West Ham says Premier League football 'necessity' after £27.26m financial losses

By Simon StoneBBC Sport
Mark Noble
West Ham are fourth from bottom of the Premier League and face Premier League leaders Liverpool next

West Ham United say staying in the Premier League is "an absolute necessity" after posting financial losses of £27.26m.

Despite spending more than £130m on transfers, and £214.4m in the last four years, they are only above the Premier League drop zone on goal difference.

The accounts, for the year to 31 May 2019, show the backing the club gave to former manager Manuel Pellegrini.

He was sacked in December and was replaced by David Moyes.

"Retention of our status in 2019-20 season is an absolute necessity for the future wellbeing of the club," said West Ham, in their accounts.

The club say there will be "serious financial consequences" should they be relegated into the Championship.

Ironically, these statements, along with an expansive note from joint owner David Sullivan, were written in October, when the club was pushing for a place in the top four.

Financial rules mean they cannot be changed despite West Ham's sharp downturn in fortunes.

The club's turnover rose 8.75% to £190.7m.

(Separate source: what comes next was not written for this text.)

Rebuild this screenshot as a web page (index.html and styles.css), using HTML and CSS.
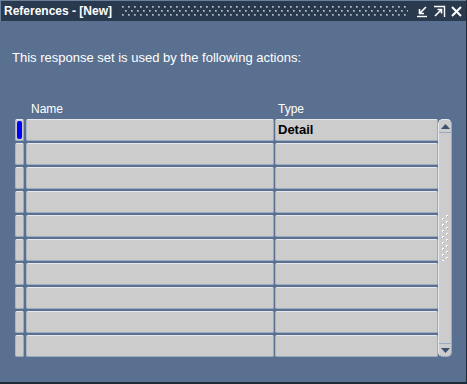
FILE: index.html
```html
<!DOCTYPE html>
<html>
<head>
<meta charset="utf-8">
<link rel="stylesheet" href="styles.css">
</head>
<body>
<div class="window">
  <div class="titlebar">
    <span class="title">References - [New]</span>
    <svg class="grip" height="12">
      <defs>
        <pattern id="gp" width="6" height="8" patternUnits="userSpaceOnUse">
          <rect x="0" y="0" width="2" height="2" fill="#7f8c9c"/>
          <rect x="0" y="0" width="1" height="1" fill="#c4ccd6"/>
          <rect x="3" y="4" width="2" height="2" fill="#7f8c9c"/>
          <rect x="3" y="4" width="1" height="1" fill="#c4ccd6"/>
        </pattern>
      </defs>
      <rect x="0" y="0" width="100%" height="10" fill="url(#gp)"/>
    </svg>
    <span class="wbtns">
      <svg class="wbtn" width="13" height="13" viewBox="0 0 13 13"><path d="M10 2 L4 8 M3.5 4 V8.5 H8" stroke="#fff" stroke-width="1.6" fill="none"/><path d="M1 11.5 H11" stroke="#fff" stroke-width="1.4"/></svg>
      <svg class="wbtn" width="13" height="13" viewBox="0 0 13 13"><path d="M1 1.5 H11.5 V12" stroke="#fff" stroke-width="1.4" fill="none"/><path d="M2 11 L8 5 M4.5 4.5 H8.5 V8.5" stroke="#fff" stroke-width="1.6" fill="none"/></svg>
      <svg class="wbtn" width="13" height="13" viewBox="0 0 13 13"><path d="M2 2 L11 11 M11 2 L2 11" stroke="#fff" stroke-width="2" fill="none"/></svg>
    </span>
  </div>
  <div class="content">
    <p class="intro">This response set is used by the following actions:</p>
    <div class="grid">
      <div class="heads">
        <span class="h-name">Name</span>
        <span class="h-type">Type</span>
      </div>
      <div class="body">
        <div class="rows">
          <div class="row"><span class="ind current"><i></i></span><span class="cell name"></span><span class="cell type bold">Detail</span></div>
          <div class="row"><span class="ind"></span><span class="cell name"></span><span class="cell type"></span></div>
          <div class="row"><span class="ind"></span><span class="cell name"></span><span class="cell type"></span></div>
          <div class="row"><span class="ind"></span><span class="cell name"></span><span class="cell type"></span></div>
          <div class="row"><span class="ind"></span><span class="cell name"></span><span class="cell type"></span></div>
          <div class="row"><span class="ind"></span><span class="cell name"></span><span class="cell type"></span></div>
          <div class="row"><span class="ind"></span><span class="cell name"></span><span class="cell type"></span></div>
          <div class="row"><span class="ind"></span><span class="cell name"></span><span class="cell type"></span></div>
          <div class="row"><span class="ind"></span><span class="cell name"></span><span class="cell type"></span></div>
          <div class="row"><span class="ind"></span><span class="cell name"></span><span class="cell type"></span></div>
        </div>
        <div class="scroll">
          <div class="arrow up"><svg width="9" height="5" viewBox="0 0 9 5"><path d="M0 5 L4.5 0 L9 5 Z" fill="#3c5070"/></svg></div>
          <div class="track">
            <svg class="dots" width="9" height="46">
              <defs>
                <pattern id="dp" width="9" height="6" patternUnits="userSpaceOnUse">
                  <rect x="5" y="0" width="2" height="2" fill="#ffffff"/>
                  <rect x="6" y="1" width="1" height="1" fill="#9aa8b8"/>
                  <rect x="1" y="3" width="2" height="2" fill="#ffffff"/>
                  <rect x="2" y="4" width="1" height="1" fill="#9aa8b8"/>
                </pattern>
              </defs>
              <rect width="9" height="46" fill="url(#dp)"/>
            </svg>
          </div>
          <div class="arrow down"><svg width="9" height="5" viewBox="0 0 9 5"><path d="M0 0 L4.5 5 L9 0 Z" fill="#3c5070"/></svg></div>
        </div>
      </div>
    </div>
  </div>
</div>
</body>
</html>
```

FILE: styles.css
```css
html, body {
  margin: 0;
  padding: 0;
  background: #5a7090;
}
.window {
  width: 466px;
  height: 382px;
  background: #5a7090;
  border-right: 1px solid #1e2a38;
  border-bottom: 2px solid #1e2a38;
  font-family: "Liberation Sans", Arial, sans-serif;
  font-size: 12px;
  color: #fff;
  display: flex;
  flex-direction: column;
}
.titlebar {
  background: #2a3a4e;
  display: flex;
  align-items: center;
  border-top: 1px solid #6a7f9a;
  border-left: 1px solid #6a7f9a;
  box-sizing: border-box;
  height: 21px;
}
.title {
  font-weight: bold;
  font-size: 12px;
  padding-left: 3px;
  white-space: nowrap;
}
.grip {
  flex: 1;
  display: block;
  margin: 1px 8px 0 10px;
}
.wbtns {
  display: flex;
  gap: 4px;
  padding-right: 3px;
  align-items: center;
}
.wbtn { display: block; }
.content {
  flex: 1;
  display: flex;
  flex-direction: column;
}
.intro {
  margin: 29px 0 0 12px;
  font-size: 13px;
  line-height: 16px;
  color: #fff;
}
.grid {
  margin: 36px 0 0 15px;
}
.heads {
  display: flex;
  height: 15px;
  line-height: 15px;
}
.h-name { margin-left: 16px; width: 247px; }
.body {
  display: flex;
  margin-top: 2px;
}
.rows {
  display: flex;
  flex-direction: column;
  gap: 2px;
}
.row {
  display: flex;
  height: 22px;
}
.ind, .cell {
  box-sizing: border-box;
  height: 22px;
  background: #cccccc;
  border: 1px solid #9aabc0;
  border-top-color: #e6e8ec;
  border-left-color: #a8b6c6;
  border-radius: 2px;
}
.ind {
  width: 9px;
  margin-right: 2px;
  padding: 1px;
}
.ind i {
  display: block;
  height: 18px;
  background: #0000ff;
  border-radius: 2px;
}
.cell.name { width: 248px; margin-right: 1px; }
.cell.type { width: 163px; }
.cell {
  color: #000;
  padding-left: 2px;
  line-height: 20px;
}
.bold { font-weight: bold; font-size: 13px; }
.scroll {
  width: 14px;
  height: 238px;
  box-sizing: border-box;
  background: #cccccc;
  border: 1px solid #e6e8ec;
  border-right-color: #9aabc0;
  border-bottom-color: #9aabc0;
  border-radius: 5px;
  display: flex;
  flex-direction: column;
}
.arrow {
  height: 12px;
  display: flex;
  align-items: center;
  justify-content: center;
}
.arrow.up { border-bottom: 1px solid #9aabc0; }
.arrow.down { border-top: 1px solid #9aabc0; }
.track {
  flex: 1;
  display: flex;
  align-items: center;
  justify-content: center;
}
.dots { display: block; }
```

Wages rose almost 28% to £135.8m after a spending spree that saw the Hammers sign Issa Diop, Lucasz Fabianski, Jack Wilshere, Andriy Yarmolenko and Felipe Anderson amongst others.

Since the end of last season, West Ham smashed their club record by signing striker Sebastian Haller in a deal that could cost them £45m. The former Eintracht Frankfurt forward has scored six times in 22 Premier League games.

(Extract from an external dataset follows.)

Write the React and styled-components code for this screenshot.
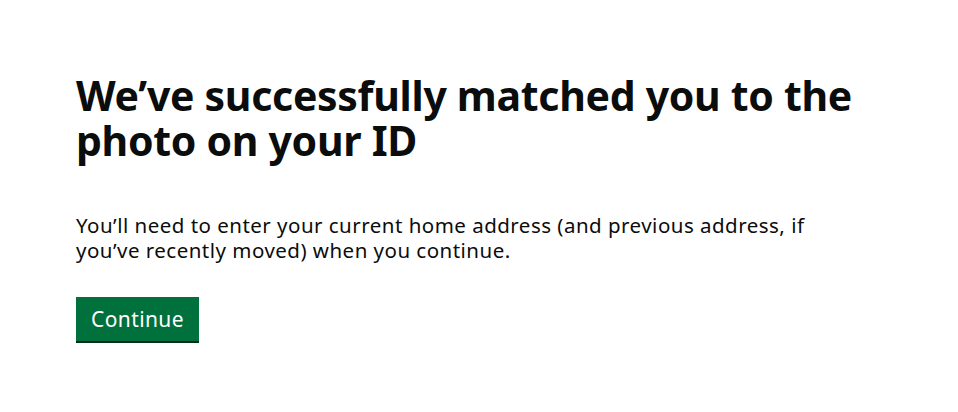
import React from "react";
import styled, { createGlobalStyle } from "styled-components";

const GlobalStyle = createGlobalStyle`
    html, body {
        margin: 0;
        padding: 0;
        background: #ffffff;
    }
    body {
        font-family: "Noto Sans", "Liberation Sans", Arial, sans-serif;
        color: #0b0c0c;
        -webkit-font-smoothing: antialiased;
    }
`;

const Main = styled.main`
    padding: 73px 30px 40px 76px;
`;

const Heading = styled.h1`
    margin: 0 0 50px;
    max-width: 800px;
    font-size: 41px;
    line-height: 45px;
    font-weight: 700;
    letter-spacing: -0.3px;
    color: #0b0c0c;
`;

const Body = styled.p`
    margin: 0 0 34px;
    max-width: 745px;
    font-size: 20.5px;
    line-height: 25px;
    font-weight: 400;
    letter-spacing: 0.48px;
    color: #0b0c0c;
`;

const Button = styled.button`
    display: inline-block;
    margin: 0;
    padding: 8px 13px 7px;
    border: 2px solid transparent;
    border-radius: 0;
    background-color: #00703c;
    box-shadow: 0 2px 0 #002d18;
    color: #ffffff;
    font-family: inherit;
    font-size: 21px;
    line-height: 25px;
    font-weight: 400;
    letter-spacing: 0.4px;
    cursor: pointer;
`;

const App = () => {
    return (
        <>
            <GlobalStyle />
            <Main>
                <Heading>We’ve successfully matched you to the photo on your ID</Heading>
                <Body>
                    You’ll need to enter your current home address (and previous address, if
                    you’ve recently moved) when you continue.
                </Body>
                <Button type="button">Continue</Button>
            </Main>
        </>
    );
};

export default App;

"The board made a decision at the beginning of 2018 to embark on an investment programme that would involve bringing in a world class manager, investing in better players and making significant investment in the club's infrastructure," said Sullivan.

"We now believe we have one of the strongest squads and management teams in the Premier League."

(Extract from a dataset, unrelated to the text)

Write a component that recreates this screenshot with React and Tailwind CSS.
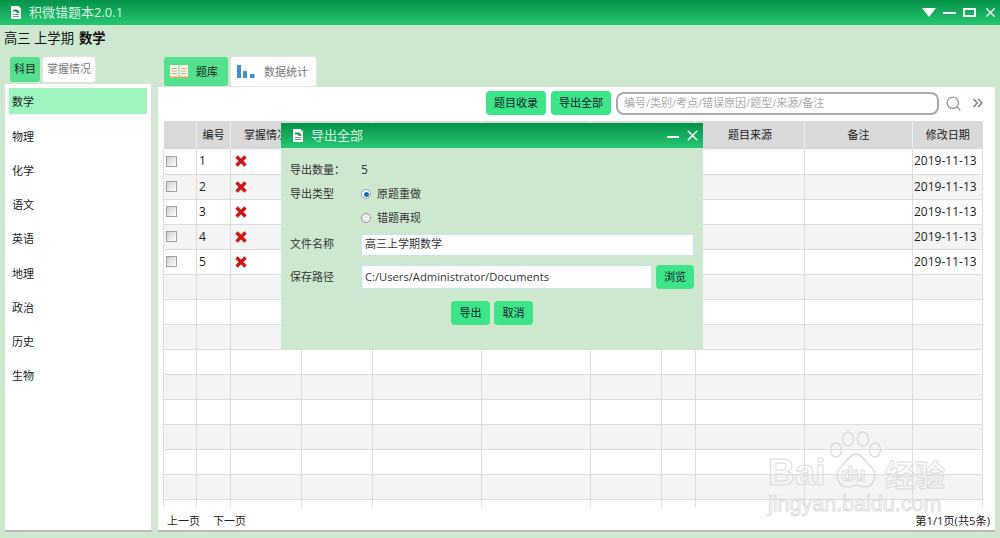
import { Search, ChevronsRight, X } from 'lucide-react';

const subjects = ['数学', '物理', '化学', '语文', '英语', '地理', '政治', '历史', '生物'];
const columns = [
  { w: 'w-[33px]', label: '' },
  { w: 'w-[34px]', label: '编号' },
  { w: 'w-[71px]', label: '掌握情况' },
  { w: 'w-[71px]', label: '' },
  { w: 'w-[109px]', label: '' },
  { w: 'w-[109px]', label: '' },
  { w: 'w-[71px]', label: '' },
  { w: 'w-[34px]', label: '' },
  { w: 'w-[109px]', label: '题目来源' },
  { w: 'w-[108px]', label: '备注' },
  { w: 'w-[70px]', label: '修改日期' },
];
const rows = Array.from({ length: 15 }, (_, i) => i);

function DocIcon({ className }) {
  return (
    <svg className={className} viewBox="0 0 10 13">
      <path d="M0 0h7.500L10 2.500V13H0z" fill="#fff" />
      <path d="M2 3.500h4l2 1.500v2H6L4.500 5.500H2z" fill="#1f9d55" />
      <path d="M2 8h6v1H2zM2 10h6v1H2z" fill="#7d8f86" />
    </svg>
  );
}

function GreenButton({ children, className = '' }) {
  return (
    <button className={`h-6 rounded-[4px] bg-[#3de588] text-[11px] text-[#123] ${className}`}>{children}</button>
  );
}

function App() {
  return (
    <div className="relative flex h-[538px] w-[1000px] flex-col overflow-hidden bg-[#cde8cf] text-[11px] text-[#222] font-['Open_Sans','Noto_Sans_CJK_SC',sans-serif]">
      {/* Title bar */}
      <div className="flex h-[25px] items-center bg-gradient-to-b from-[#03914a] to-[#25c872] pl-[11px] pr-[2px] text-white">
        <DocIcon className="h-[13px] w-[10px]" />
        <span className="ml-[8px] text-[13px] text-[#d8f5e2]">积微错题本2.0.1</span>
        <div className="ml-auto flex items-center gap-[7px]">
          <svg className="h-[9px] w-[14px]" viewBox="0 0 14 9"><path d="M0 0h14L7 9z" fill="#fff" /></svg>
          <div className="mt-[1px] h-[2px] w-[13px] bg-white" />
          <div className="h-[9px] w-[13px] border-2 border-white" />
          <X className="h-[15px] w-[15px] text-white" strokeWidth={2} />
        </div>
      </div>

      {/* Term line */}
      <div className="flex h-[28px] items-center pl-[4px] text-[13.300px] text-[#111]">
        高三 上学期 <span className="ml-[5px] font-bold">数学</span>
      </div>

      <div className="flex min-h-0 flex-1 pb-[6px] pl-[5px] pr-[5px] pt-[4px]">
        {/* Left column */}
        <div className="flex w-[148px] flex-col">
          <div className="flex h-[27px] items-start gap-[3px] pl-[5px]">
            <div className="flex h-[25px] w-[30px] items-center justify-center rounded-[3px] bg-[#54e08f]">科目</div>
            <div className="flex h-[25px] w-[52px] items-center justify-center rounded-[3px] bg-white text-[#777] shadow-[0_0_0_1px_#e4e4e4]">掌握情况</div>
          </div>
          <div className="flex-1 border-b-2 border-r-2 border-b-[#b9b9b9] border-r-[#dfdfdf] bg-white px-[4px] pt-[4px]">
            {subjects.map((s, i) => (
              <div key={s} className={`flex h-[26px] items-center pl-[3px] pt-[3px] ${i === 0 ? 'bg-[#9ef5c0]' : ''} ${i > 0 ? 'mt-[8.250px]' : ''}`}>
                {s}
              </div>
            ))}
          </div>
        </div>

        {/* Right column */}
        <div className="ml-[5px] flex min-w-0 flex-1 flex-col">
          <div className="flex h-[30px] items-start gap-[3px] pl-[6px]">
            <div className="flex h-[29px] w-[64px] items-center rounded-[3px] bg-[#54e08f] pl-[6px]">
              <svg className="h-[13px] w-[18px]" viewBox="0 0 18 13">
                <path d="M0 0h8.500v13H0zM9.500 0H18v13H9.500z" fill="#fbf3e3" />
                <path d="M0 11.500h8.500V13H0zM9.500 11.500H18V13H9.500z" fill="#e8a05c" />
                <path d="M1.500 3h5.500v1H1.500zM1.500 5.500h5.500v1H1.500zM1.500 8h5.500v1H1.500zM11 3h5.500v1H11zM11 5.500h5.500v1H11zM11 8h5.500v1H11z" fill="#b8ad98" />
              </svg>
              <span className="ml-[8px] mt-[2px]">题库</span>
            </div>
            <div className="flex h-[29px] w-[85px] items-center rounded-[3px] bg-white pl-[6px] text-[#777] shadow-[0_0_0_1px_#e4e4e4]">
              <svg className="h-[13px] w-[18px]" viewBox="0 0 18 13">
                <path d="M0 0h4v13H0zM6 6h4v7H6zM13 9h4.500v4H13z" fill="#3f8fd6" />
              </svg>
              <span className="ml-[9px] mt-[2px]">数据统计</span>
            </div>
          </div>

          <div className="relative flex min-h-0 flex-1 flex-col border-b-2 border-b-[#b9b9b9] bg-white pl-[5px] pr-[5px]">
            {/* Toolbar */}
            <div className="flex h-[34px] shrink-0 items-center justify-end pb-[2px]">
              <GreenButton className="w-[60px]">题目收录</GreenButton>
              <GreenButton className="ml-[5px] w-[60px]">导出全部</GreenButton>
              <div className="ml-[5px] flex h-[23px] w-[323px] items-center rounded-[8px] border-2 border-[#a9a9a9] pl-[6px] text-[#aaa]">
                编号/类别/考点/错误原因/题型/来源/备注
              </div>
              <Search className="ml-[6px] h-[17px] w-[17px] text-[#999]" strokeWidth={2} />
              <ChevronsRight className="ml-[8px] mr-[4px] h-[16px] w-[16px] text-[#888]" strokeWidth={2.500} />
            </div>

            {/* Table */}
            <div className="min-h-0 flex-1 overflow-hidden">
              <table className="w-[819px] table-fixed border-collapse">
                <colgroup>
                  {columns.map((c, i) => <col key={i} className={c.w} />)}
                </colgroup>
                <thead>
                  <tr className="h-[28px] bg-[#d9d9d9]">
                    {columns.map((c, i) => (
                      <th key={i} className="border-r border-r-[#eeeeee] text-center text-[11px] font-normal last:border-r-0">{c.label}</th>
                    ))}
                  </tr>
                </thead>
                <tbody>
                  {rows.map(i => (
                    <tr key={i} className={`h-[25px] border-b border-b-[#dcdcdc] ${i % 2 === 1 ? 'bg-[#f4f4f4]' : 'bg-white'}`}>
                      {columns.map((c, j) => (
                        <td key={j} className="border-x border-x-[#dcdcdc] p-0">
                          {i < 5 && j === 0 && (
                            <div className="ml-[2px] h-[11px] w-[11px] border border-[#a0a0a0] bg-gradient-to-br from-[#cfcfcf] to-white" />
                          )}
                          {i < 5 && j === 1 && <span className="pl-[2px] text-[12px]">{i + 1}</span>}
                          {i < 5 && j === 2 && (
                            <svg className="ml-[4px] h-[12px] w-[12px]" viewBox="0 0 12 12">
                              <path d="M1.500 1.500l9 9M10.500 1.500l-9 9" stroke="#d11616" strokeWidth="3.400" />
                            </svg>
                          )}
                          {i < 5 && j === 10 && <span className="pl-[1px] text-[12px] whitespace-nowrap">2019-11-13</span>}
                        </td>
                      ))}
                    </tr>
                  ))}
                </tbody>
              </table>
            </div>

            {/* Pager */}
            <div className="flex h-[23px] shrink-0 items-center justify-between pl-[4px] pt-[6px]">
              <div className="flex gap-[13px]"><span>上一页</span><span>下一页</span></div>
              <span className="text-[11.200px]">第1/1页(共5条)</span>
            </div>
          </div>
        </div>
      </div>

      {/* Export dialog */}
      <div className="absolute left-[281px] top-[123px] h-[227px] w-[422px] bg-[#cde8cf]">
        <div className="flex h-[25px] items-center bg-gradient-to-b from-[#03914a] to-[#25c872] pl-[12px] pr-[2px]">
          <DocIcon className="h-[13px] w-[10px]" />
          <span className="ml-[8px] text-[13px] text-[#d8f5e2]">导出全部</span>
          <div className="ml-auto mt-[2px] h-[2px] w-[12px] bg-white" />
          <X className="ml-[5px] h-[17px] w-[17px] text-white" strokeWidth={2} />
        </div>
        <div className="px-[9px] text-[#333]">
          <div className="mt-[14px] flex h-[16px] items-center"><span className="w-[71px]">导出数量：</span><span className="text-[12px]">5</span></div>
          <div className="mt-[8px] flex h-[16px] items-center">
            <span className="w-[71px]">导出类型</span>
            <span className="flex h-[10px] w-[10px] items-center justify-center rounded-full border border-[#8aa0b8] bg-white">
              <span className="h-[5px] w-[5px] rounded-full bg-[#0f6fc6]" />
            </span>
            <span className="ml-[6px]">原题重做</span>
          </div>
          <div className="mt-[8px] flex h-[16px] items-center pl-[71px]">
            <span className="h-[10px] w-[10px] rounded-full border border-[#999] bg-[#eee]" />
            <span className="ml-[6px]">错题再现</span>
          </div>
          <div className="mt-[7px] flex h-[23px] items-center">
            <span className="w-[71px]">文件名称</span>
            <div className="flex h-[22px] w-[333px] items-center border border-[#c3e3ee] bg-white pl-[3px]">高三上学期数学</div>
          </div>
          <div className="mt-[9px] flex h-[24px] items-center">
            <span className="w-[71px]">保存路径</span>
            <div className="flex h-[24px] w-[291px] items-center border border-[#c3e3ee] bg-white pl-[3px] text-[11.200px]">C:/Users/Administrator/Documents</div>
            <GreenButton className="ml-[4px] w-[38px]">浏览</GreenButton>
          </div>
          <div className="mt-[12px] flex justify-center gap-[4px]">
            <GreenButton className="w-[39px]">导出</GreenButton>
            <GreenButton className="w-[39px]">取消</GreenButton>
          </div>
        </div>
      </div>

      {/* Baidu watermark */}
      <div className="pointer-events-none absolute left-[765px] top-[430px] h-[84px] w-[225px]">
        <svg className="absolute left-[63px] top-0 h-[62px] w-[56px]" viewBox="0 0 56 62" fill="none" stroke="#dcdcdc" strokeWidth="1.500">
          <ellipse cx="8" cy="20" rx="5.500" ry="7" />
          <ellipse cx="20" cy="9" rx="5.500" ry="7" />
          <ellipse cx="35" cy="9" rx="5.500" ry="7" />
          <ellipse cx="47" cy="20" rx="5.500" ry="7" />
          <path d="M28 24c-7 0-9 8-15 13-7 6-4 20 7 20 4 0 6-2 8-2s4 2 8 2c11 0 14-14 7-20-6-5-8-13-15-13z" />
        </svg>
        <span className="absolute left-[3px] top-[22px] text-[37px] font-bold leading-[42px] text-transparent [-webkit-text-stroke:1px_#dcdcdc] font-['Liberation_Sans',sans-serif]">Bai</span>
        <span className="absolute left-[76px] top-[32px] text-[20px] font-bold leading-[24px] text-transparent [-webkit-text-stroke:1px_#dcdcdc] font-['Liberation_Sans',sans-serif]">du</span>
        <span className="absolute left-[120px] top-[24px] text-[30px] font-bold leading-[38px] text-transparent [-webkit-text-stroke:1px_#dcdcdc] font-['Noto_Sans_CJK_SC',sans-serif]">经验</span>
        <span className="absolute left-[3px] top-[65px] text-[21.500px] leading-[18px] text-transparent [-webkit-text-stroke:1px_#dcdcdc] font-['Liberation_Sans',sans-serif]">jingyan.baidu.com</span>
      </div>
    </div>
  );
}

export default App;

Sullivan says in 2018-19, £107.9m was spent on transfer fees, whilst the first-team squad and management accounted for wages of £135.8m. The club spent £4m on developing their Rush Green training ground and £600,000 setting up their women's team, which now competes in the WSL.

West Ham currently pay just over £3m in rent to use the London Stadium, although it is understood this figure will halve if they get relegated to the Championship.

West Ham are evidently paying the price for the disastrous recruitment of Pellegrini and his ally, director of football Mario Husillos, who has also now left the club.

When the pair arrived in 2018, Sullivan made a conscious decision to step away from recruitment.

As it turned out, the faith was not rewarded. Husillos is viewed as being responsible for the decision to sign second choice goalkeeper Roberto from Espanyol.

After Fabianski suffered a long-term injury in September, the 33-year-old started seven games. West Ham conceded 16 goals and gained a single point amid six defeats.

Club insiders noticed a collapse in confidence that affected the whole squad, which has led them to their present position, facing a run of nine league fixtures to 4 April that includes two meetings with Liverpool, plus games against Manchester City, Arsenal, Wolves, Tottenham and Chelsea.

Roberto has since left for Spanish side Alaves on loan, with Moyes trying to reinforce his squad for the battle to preserve the Hammers' top flight status.